Vermeer musicians Shmuel Askenasi, Mathias Tacke, Richard Young and Marc Johnson, along with guest pianist Caroline Hong, gave performances that modeled elegant restraint at every turn.
The Vermeer delivered Haydn’s Op. 76, No. 1 string quartet with taste, unencumbered by affectation or romantic excess. The quartet performed the choralelike opening melody of the second movement Adagio sostenuto with a beautifully warm, balanced sound.
In the third movement, Menuetto, the ensemble brought out both Haydn’s well-known wit and, in the movement’s Landlerlike trio section, his Austrian gentility. The quartet conveyed the angst of the final Allegro, ma no troppo without sacrificing either depth of sound or the dignity of the musical idea.

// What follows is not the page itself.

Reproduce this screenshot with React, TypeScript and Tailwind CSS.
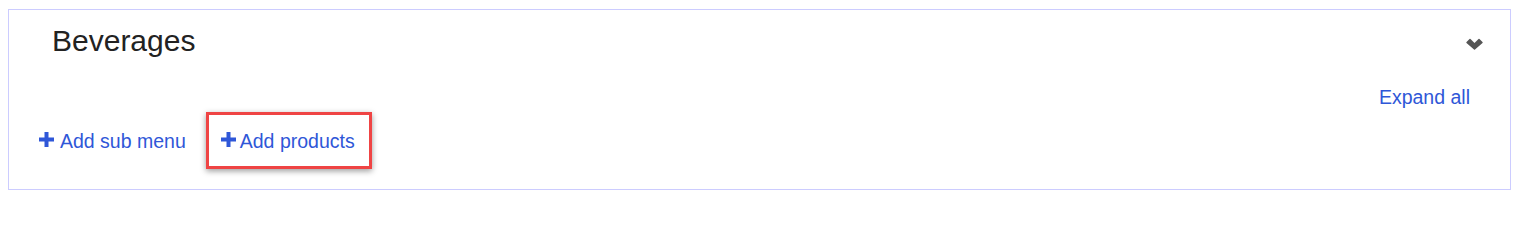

The musicians maintained this musical integrity throughout Hindemith’s fourth-string quartet, swaddling the edginess of Hindemith’s dissonant musical language in a gorgeous blanket of sound. The players’ cool, objective approach to the obsessive, repeated motives was effective.
Pianist Hong struck a fine balance between soloist and ensemble player throughout the Brahms quintet, allowing her sound to shine forth without overpowering the strings. She tiptoed through the transition into the first movement’s development section. Even in her extended solo passage at the beginning of the Andante, un poco adagio, Hong maintained a gentle sound above the string accompaniment.
The playing was tailor-made to this elegant repertory. Even the vociferous cell phone that rang out at the beginning of the concert’s second half couldn’t pull these expert musicians off their game.